In older cities, it pays to keep your eyes open-you never know what you might notice, especially if you just look up. Many New York buildings housing chain stores at street level have wonderful carvings and architectural features on higher floors. I was delighted by the variety and inventiveness of the upper surfaces, even with their coating of decades of city grime. And if you get up high enough, take a look at the old water towers atop the buildings. Not that they are lovely, nor even art, but it was striking to see these formations covering the city. The Guggenheim Museum is very modern with a spiral layout llild an open central core. As I was taking in a motorcycle collection, I could look from the chrome and metallic machines to a large carved lion-esque gargoyle on a neighboring building visible through the ceiling windows-what a vivid contrast! Speaking of lions-those at the entrance to the New York Public Library in midtown are the most regal, proud stone beasts I’ve ever seen-plus it’s OK to touch their weathered flanks. And I like that.

Southern Europe is home to more religious art than r ever dreamed existed. Not being Christian nor especially interested in religious a1t, I wasn’t excited by the prospect of spending my days viewing it. However, it was “art,” and local art at that. Since I was there, I chose to be interested in at least some of it. On my way to Barcelona, Spain, I visited the medium-sized town of Girona. By this point in my travels, I’d seen enough crucifixes to last a lifetime, and would have been happy to see no more. Then I was struck dumb by one in the Girona cathedral. In a dark, quiet niche was a very modern work. Positioned horizontally on the floor was a cross with a terribly gaunt, abstracted Jesus. He was utterly alone. I could feel His suffering. My memory of it still brings tears to my eyes. In the town’s contemporary art museum, I noticed an area blocked off from museum visitors. Naturally, I had to take a look. Several rooms were totally filled with hundreds of large crucifixes, lying on the floor on edge, packed in as tightly as possible. It was disturbing to see all these varied works, all these images of a dying Jesus, crammed together like sardines.

Barcelona is a great and lively city and home to the art of Pablo Picasso, Joan Miro, and Antonio Gaudi. Gaudi is the most imaginative architect I’ve ever experienced. Throughout the city are his finished llild unfinished works – a park, mllily buildings and homes, and the Temple de la Sagrada Familia (The Holy Family Church). Oh my! You have to look hard to see parallel lines anywhere.

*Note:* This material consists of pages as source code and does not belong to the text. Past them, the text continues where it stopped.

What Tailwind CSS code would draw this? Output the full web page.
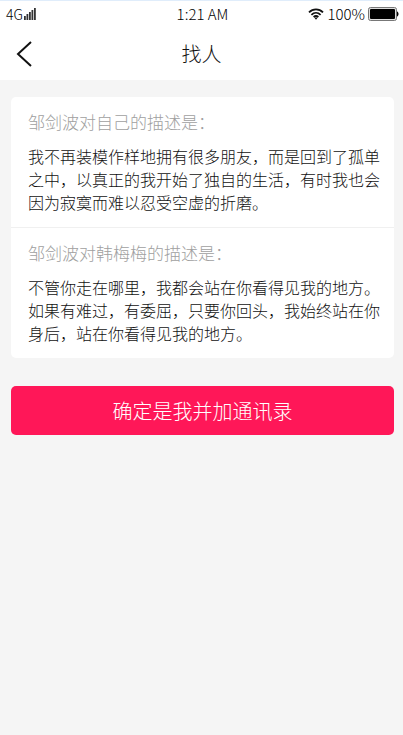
<!DOCTYPE html>
<html lang="zh-CN">
<head>
<meta charset="utf-8">
<meta name="viewport" content="width=device-width, initial-scale=1">
<title>找人</title>
<script src="https://cdn.jsdelivr.net/npm/@tailwindcss/browser@4"></script>
</head>
<body class="min-h-screen bg-[#f5f5f5] font-['Noto_Sans_CJK_SC',sans-serif] font-light text-[#111]">
<header class="border-t border-[#e0edfb] bg-white">
  <div class="grid h-[26px] grid-cols-3 items-center pr-1 pl-[6px] text-[15px] leading-6 text-black">
    <div class="flex items-center gap-px">
      <span class="text-sm">4G</span>
      <svg class="h-3 w-3" viewBox="0 0 12 12" fill="#333" aria-hidden="true"><path d="M0 8h1.8v4H0zM2.5 6h1.8v6H2.500zM5 4h1.800v8H5zM7.500 2h1.800v10H7.500zM10 0h1.800v12H10z"/></svg>
    </div>
    <time class="text-center">1:21 AM</time>
    <div class="flex items-center justify-end gap-[3px]">
      <svg class="h-3 w-4 shrink-0" viewBox="0 0 16 12" fill="none" stroke="#111" stroke-width="1.8" aria-hidden="true"><path d="M1 4.3C5 .3 11 .3 15 4.3M3.4 6.8c2.700-2.500 6.500-2.500 9.200 0M5.600 9c1.500-1.300 3.300-1.300 4.800 0"/><path d="M6.2 9.600h3.600L8 11.800z" fill="#111" stroke="none"/></svg>
      <span>100%</span>
      <svg class="h-[14px] w-[31px] shrink-0" viewBox="0 0 31 14" aria-hidden="true"><rect x=".5" y=".5" width="28" height="13" rx="2" fill="#ddd" stroke="#777"/><rect x="2" y="2" width="25" height="10" rx="1"/><path d="M29 4.500c2 .500 2 4.500 0 5z"/></svg>
    </div>
  </div>
  <div class="grid h-[53px] grid-cols-[48px_1fr_48px] items-center">
    <button type="button" aria-label="返回" class="flex h-full items-center pl-4">
      <svg class="h-[26px] w-4" viewBox="0 0 16 26" fill="none" stroke="#111" stroke-width="2" aria-hidden="true"><path d="M15 1 2 13l13 12"/></svg>
    </button>
    <h1 class="text-center text-xl font-light">找人</h1>
  </div>
</header>
<main class="pt-[17px] pr-[9px] pl-[11px]">
  <div class="divide-y divide-[#f0f0f0] rounded-[5px] bg-white">
    <section class="pt-[13px] pr-[14px] pb-[13px] pl-[17px]">
      <h2 class="mb-[11px] text-[17px] leading-6 font-light text-[#a0a0a0]">邹剑波对自己的描述是：</h2>
      <p class="text-base leading-[23px]">我不再装模作样地拥有很多朋友，而是回到了孤单之中，以真正的我开始了独自的生活，有时我也会因为寂寞而难以忍受空虚的折磨。</p>
    </section>
    <section class="pt-[13px] pr-[14px] pb-[13px] pl-[17px]">
      <h2 class="mb-[11px] text-[17px] leading-6 font-light text-[#a0a0a0]">邹剑波对韩梅梅的描述是：</h2>
      <p class="text-base leading-[23px]">不管你走在哪里，我都会站在你看得见我的地方。如果有难过，有委屈，只要你回头，我始终站在你身后，站在你看得见我的地方。</p>
    </section>
  </div>
  <button type="button" class="mt-7 h-[49px] w-full rounded-[5px] bg-[#ff1758] text-xl text-white">确定是我并加通讯录</button>
</main>
</body>
</html>
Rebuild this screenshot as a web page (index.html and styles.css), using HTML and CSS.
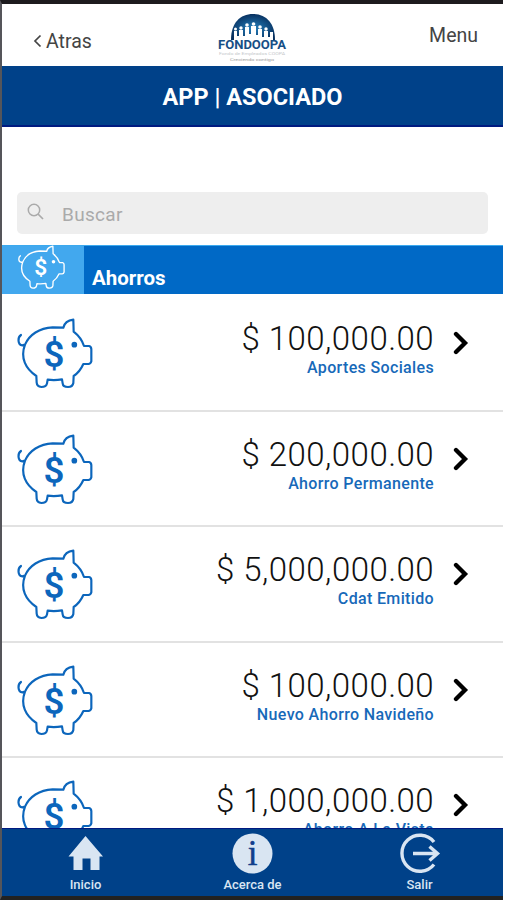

The modern gothic buildings are quite literally dripping with fantasy. In Miro’s museum, I spent several hours exploring his joyous world of birds and stars and women and strange fantasies. While I wasn’t particularly moved by his work, I grew quite fond of it and of him during the process. One sculpture, which was someone else’s work, was a fountain that used mercury to trace a complex, curvy path. It was mesmerizing to watch, because mercury, with its higher viscosity, surface tension and density, moves so differently from water. I wanted to plunge my arms right in and feel the pressure of the quicksilver flowing over me. Last, but not least, was the Picasso Museum. My first memory of a great work of art is Picasso’s “The Old Guitarist,” which I saw as a child at the Art Institute of Chicago. I loved it then and still do. Much of his later work failed to move me, nor did I “get it.” The Picasso Museum is laid out chronologically, beginning with his doodles from a very young age. That boy could really draw. Seeing how he progressed, how he explored his craft, what paths he took was so enlightening. It gave me an appreciation for his genius and his creations that I would not have had otherwise.

I must mention Florence, Italy. I fell in love with the city-with its food, its architecture, its energy, and of course, its art. You must go there and experience it all. Florence is where I first really noticed stone sculpture. First were all the giant marble sculptures ringing the central piazza. Then were all the various carvings on every building in sight. Next were the sculptures in the Bargello Museum. But most especially were the unfinished “captives” of Michelangelo in the Galleria dell’ Accademia where David lives. Words aren’t sufficient to describe the emotional impact of my seeing David in all his glory. You just have to go see him yourself. And be prepared to be torn between being drawn toward the magnificent David glowing at the end of the hall and staying with all the intensely powerful captives still contained within their marble blocks. That experience made me see stone sculpture with new eyes and whisper to myself, “Oh I wish I could do that.” Several years later I started carving – and am still wishing I could do it like that!